● **WHAT TO WORK ON**
Everything in the listing except the pictures should be written out exactly.

● **RECORDED DATA**
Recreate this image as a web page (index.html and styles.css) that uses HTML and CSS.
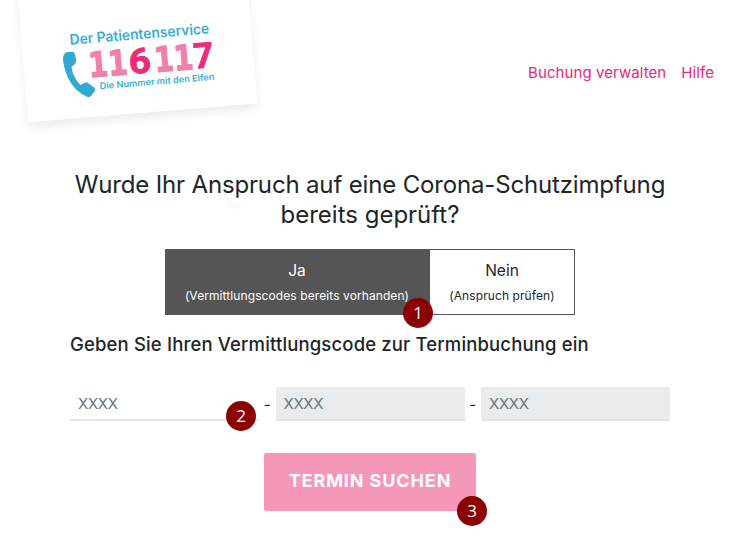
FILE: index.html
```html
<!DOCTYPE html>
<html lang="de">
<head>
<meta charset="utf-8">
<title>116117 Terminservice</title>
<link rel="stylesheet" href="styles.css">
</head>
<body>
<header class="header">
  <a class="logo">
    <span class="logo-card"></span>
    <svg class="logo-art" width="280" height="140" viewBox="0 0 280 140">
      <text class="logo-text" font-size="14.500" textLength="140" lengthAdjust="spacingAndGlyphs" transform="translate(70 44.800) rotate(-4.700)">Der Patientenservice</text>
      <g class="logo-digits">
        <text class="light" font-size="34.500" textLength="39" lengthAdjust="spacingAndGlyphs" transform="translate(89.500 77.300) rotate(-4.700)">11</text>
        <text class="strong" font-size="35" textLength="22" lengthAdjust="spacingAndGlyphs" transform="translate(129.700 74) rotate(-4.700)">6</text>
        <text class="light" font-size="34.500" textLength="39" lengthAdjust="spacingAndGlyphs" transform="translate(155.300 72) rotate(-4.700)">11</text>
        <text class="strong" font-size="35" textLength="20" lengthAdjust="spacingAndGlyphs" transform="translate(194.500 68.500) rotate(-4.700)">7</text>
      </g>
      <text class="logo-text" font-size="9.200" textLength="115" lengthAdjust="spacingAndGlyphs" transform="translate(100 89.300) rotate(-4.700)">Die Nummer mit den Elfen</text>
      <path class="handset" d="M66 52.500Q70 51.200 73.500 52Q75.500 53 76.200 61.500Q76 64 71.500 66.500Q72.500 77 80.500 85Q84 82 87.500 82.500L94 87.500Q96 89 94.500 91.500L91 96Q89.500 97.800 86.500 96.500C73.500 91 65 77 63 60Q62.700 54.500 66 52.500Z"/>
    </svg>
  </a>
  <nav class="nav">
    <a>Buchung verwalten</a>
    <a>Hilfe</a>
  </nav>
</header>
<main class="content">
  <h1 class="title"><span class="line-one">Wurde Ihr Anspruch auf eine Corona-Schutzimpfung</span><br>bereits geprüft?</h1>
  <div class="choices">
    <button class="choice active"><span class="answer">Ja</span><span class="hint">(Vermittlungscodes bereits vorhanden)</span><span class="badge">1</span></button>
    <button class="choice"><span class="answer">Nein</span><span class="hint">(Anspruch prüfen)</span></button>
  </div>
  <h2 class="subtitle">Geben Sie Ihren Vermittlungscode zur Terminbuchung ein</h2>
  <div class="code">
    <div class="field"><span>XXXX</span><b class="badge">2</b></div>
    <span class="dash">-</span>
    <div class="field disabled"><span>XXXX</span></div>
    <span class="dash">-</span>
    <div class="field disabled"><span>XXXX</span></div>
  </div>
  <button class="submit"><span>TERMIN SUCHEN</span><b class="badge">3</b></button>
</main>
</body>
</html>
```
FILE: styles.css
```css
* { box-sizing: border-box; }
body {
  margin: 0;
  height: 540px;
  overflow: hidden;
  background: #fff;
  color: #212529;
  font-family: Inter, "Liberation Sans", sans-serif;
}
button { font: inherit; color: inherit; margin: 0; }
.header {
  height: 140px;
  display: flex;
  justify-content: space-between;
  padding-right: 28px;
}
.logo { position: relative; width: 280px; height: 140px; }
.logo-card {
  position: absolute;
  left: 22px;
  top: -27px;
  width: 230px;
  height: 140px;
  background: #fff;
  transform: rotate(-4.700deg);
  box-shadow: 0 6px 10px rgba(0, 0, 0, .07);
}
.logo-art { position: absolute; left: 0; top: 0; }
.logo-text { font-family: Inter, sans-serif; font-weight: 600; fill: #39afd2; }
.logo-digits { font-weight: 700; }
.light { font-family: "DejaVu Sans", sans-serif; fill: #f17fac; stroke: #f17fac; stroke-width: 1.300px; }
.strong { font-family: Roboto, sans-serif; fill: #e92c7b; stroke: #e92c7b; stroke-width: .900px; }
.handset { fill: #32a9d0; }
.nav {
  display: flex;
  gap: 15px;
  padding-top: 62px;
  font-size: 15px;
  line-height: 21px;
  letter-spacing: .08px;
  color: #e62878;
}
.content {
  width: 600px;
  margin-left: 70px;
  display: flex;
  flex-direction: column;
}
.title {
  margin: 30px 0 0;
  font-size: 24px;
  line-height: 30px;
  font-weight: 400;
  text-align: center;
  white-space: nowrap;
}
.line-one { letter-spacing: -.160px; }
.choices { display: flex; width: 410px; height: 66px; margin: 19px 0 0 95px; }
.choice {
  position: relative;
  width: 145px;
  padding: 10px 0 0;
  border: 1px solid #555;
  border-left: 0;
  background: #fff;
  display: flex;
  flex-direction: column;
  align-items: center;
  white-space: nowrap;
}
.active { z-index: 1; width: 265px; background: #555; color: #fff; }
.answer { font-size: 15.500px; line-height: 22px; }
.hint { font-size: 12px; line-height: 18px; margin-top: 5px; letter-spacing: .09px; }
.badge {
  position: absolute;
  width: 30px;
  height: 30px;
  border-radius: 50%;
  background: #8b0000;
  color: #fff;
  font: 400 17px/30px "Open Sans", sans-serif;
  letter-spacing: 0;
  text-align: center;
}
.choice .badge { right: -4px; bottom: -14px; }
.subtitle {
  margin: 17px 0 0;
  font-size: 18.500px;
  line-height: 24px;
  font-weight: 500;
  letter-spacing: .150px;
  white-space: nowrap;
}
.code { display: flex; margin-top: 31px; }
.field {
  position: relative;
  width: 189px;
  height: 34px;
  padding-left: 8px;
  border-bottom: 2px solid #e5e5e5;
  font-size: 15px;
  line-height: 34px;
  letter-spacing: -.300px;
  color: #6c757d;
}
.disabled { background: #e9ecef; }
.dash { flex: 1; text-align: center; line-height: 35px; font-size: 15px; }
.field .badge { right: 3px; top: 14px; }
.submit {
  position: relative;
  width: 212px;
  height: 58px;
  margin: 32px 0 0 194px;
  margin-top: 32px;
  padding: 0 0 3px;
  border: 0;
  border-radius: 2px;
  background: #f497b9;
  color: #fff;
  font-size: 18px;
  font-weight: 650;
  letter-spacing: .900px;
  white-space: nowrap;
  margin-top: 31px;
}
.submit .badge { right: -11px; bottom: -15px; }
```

● **FINAL ANSWER**
Recreate this image as a web page (index.html and styles.css) that uses HTML and CSS.
FILE: index.html
```html
<!DOCTYPE html>
<html lang="de">
<head>
<meta charset="utf-8">
<title>116117 Terminservice</title>
<link rel="stylesheet" href="styles.css">
</head>
<body>
<header class="header">
  <a class="logo">
    <span class="logo-card"></span>
    <svg class="logo-art" width="280" height="140" viewBox="0 0 280 140">
      <text class="logo-text" font-size="14.500" textLength="140" lengthAdjust="spacingAndGlyphs" transform="translate(70 44.800) rotate(-4.700)">Der Patientenservice</text>
      <g class="logo-digits">
        <text class="light" font-size="34.500" textLength="39" lengthAdjust="spacingAndGlyphs" transform="translate(89.500 77.300) rotate(-4.700)">11</text>
        <text class="strong" font-size="35" textLength="22" lengthAdjust="spacingAndGlyphs" transform="translate(129.700 74) rotate(-4.700)">6</text>
        <text class="light" font-size="34.500" textLength="39" lengthAdjust="spacingAndGlyphs" transform="translate(155.300 72) rotate(-4.700)">11</text>
        <text class="strong" font-size="35" textLength="20" lengthAdjust="spacingAndGlyphs" transform="translate(194.500 68.500) rotate(-4.700)">7</text>
      </g>
      <text class="logo-text" font-size="9.200" textLength="115" lengthAdjust="spacingAndGlyphs" transform="translate(100 89.300) rotate(-4.700)">Die Nummer mit den Elfen</text>
      <path class="handset" d="M66 52.500Q70 51.200 73.500 52Q75.500 53 76.200 61.500Q76 64 71.500 66.500Q72.500 77 80.500 85Q84 82 87.500 82.500L94 87.500Q96 89 94.500 91.500L91 96Q89.500 97.800 86.500 96.500C73.500 91 65 77 63 60Q62.700 54.500 66 52.500Z"/>
    </svg>
  </a>
  <nav class="nav">
    <a>Buchung verwalten</a>
    <a>Hilfe</a>
  </nav>
</header>
<main class="content">
  <h1 class="title"><span class="line-one">Wurde Ihr Anspruch auf eine Corona-Schutzimpfung</span><br>bereits geprüft?</h1>
  <div class="choices">
    <button class="choice active"><span class="answer">Ja</span><span class="hint">(Vermittlungscodes bereits vorhanden)</span><span class="badge">1</span></button>
    <button class="choice"><span class="answer">Nein</span><span class="hint">(Anspruch prüfen)</span></button>
  </div>
  <h2 class="subtitle">Geben Sie Ihren Vermittlungscode zur Terminbuchung ein</h2>
  <div class="code">
    <div class="field"><span>XXXX</span><b class="badge">2</b></div>
    <span class="dash">-</span>
    <div class="field disabled"><span>XXXX</span></div>
    <span class="dash">-</span>
    <div class="field disabled"><span>XXXX</span></div>
  </div>
  <button class="submit"><span>TERMIN SUCHEN</span><b class="badge">3</b></button>
</main>
</body>
</html>
```
FILE: styles.css
```css
* { box-sizing: border-box; }
body {
  margin: 0;
  height: 540px;
  overflow: hidden;
  background: #fff;
  color: #212529;
  font-family: Inter, "Liberation Sans", sans-serif;
}
button { font: inherit; color: inherit; margin: 0; }
.header {
  height: 140px;
  display: flex;
  justify-content: space-between;
  padding-right: 28px;
}
.logo { position: relative; width: 280px; height: 140px; }
.logo-card {
  position: absolute;
  left: 22px;
  top: -27px;
  width: 230px;
  height: 140px;
  background: #fff;
  transform: rotate(-4.700deg);
  box-shadow: 0 6px 10px rgba(0, 0, 0, .07);
}
.logo-art { position: absolute; left: 0; top: 0; }
.logo-text { font-family: Inter, sans-serif; font-weight: 600; fill: #39afd2; }
.logo-digits { font-weight: 700; }
.light { font-family: "DejaVu Sans", sans-serif; fill: #f17fac; stroke: #f17fac; stroke-width: 1.300px; }
.strong { font-family: Roboto, sans-serif; fill: #e92c7b; stroke: #e92c7b; stroke-width: .900px; }
.handset { fill: #32a9d0; }
.nav {
  display: flex;
  gap: 15px;
  padding-top: 62px;
  font-size: 15px;
  line-height: 21px;
  letter-spacing: .08px;
  color: #e62878;
}
.content {
  width: 600px;
  margin-left: 70px;
  display: flex;
  flex-direction: column;
}
.title {
  margin: 30px 0 0;
  font-size: 24px;
  line-height: 30px;
  font-weight: 400;
  text-align: center;
  white-space: nowrap;
}
.line-one { letter-spacing: -.160px; }
.choices { display: flex; width: 410px; height: 66px; margin: 19px 0 0 95px; }
.choice {
  position: relative;
  width: 145px;
  padding: 10px 0 0;
  border: 1px solid #555;
  border-left: 0;
  background: #fff;
  display: flex;
  flex-direction: column;
  align-items: center;
  white-space: nowrap;
}
.active { z-index: 1; width: 265px; background: #555; color: #fff; }
.answer { font-size: 15.500px; line-height: 22px; }
.hint { font-size: 12px; line-height: 18px; margin-top: 5px; letter-spacing: .09px; }
.badge {
  position: absolute;
  width: 30px;
  height: 30px;
  border-radius: 50%;
  background: #8b0000;
  color: #fff;
  font: 400 17px/30px "Open Sans", sans-serif;
  letter-spacing: 0;
  text-align: center;
}
.choice .badge { right: -4px; bottom: -14px; }
.subtitle {
  margin: 17px 0 0;
  font-size: 18.500px;
  line-height: 24px;
  font-weight: 500;
  letter-spacing: .150px;
  white-space: nowrap;
}
.code { display: flex; margin-top: 31px; }
.field {
  position: relative;
  width: 189px;
  height: 34px;
  padding-left: 8px;
  border-bottom: 2px solid #e5e5e5;
  font-size: 15px;
  line-height: 34px;
  letter-spacing: -.300px;
  color: #6c757d;
}
.disabled { background: #e9ecef; }
.dash { flex: 1; text-align: center; line-height: 35px; font-size: 15px; }
.field .badge { right: 3px; top: 14px; }
.submit {
  position: relative;
  width: 212px;
  height: 58px;
  margin: 32px 0 0 194px;
  margin-top: 32px;
  padding: 0 0 3px;
  border: 0;
  border-radius: 2px;
  background: #f497b9;
  color: #fff;
  font-size: 18px;
  font-weight: 650;
  letter-spacing: .900px;
  white-space: nowrap;
  margin-top: 31px;
}
.submit .badge { right: -11px; bottom: -15px; }
```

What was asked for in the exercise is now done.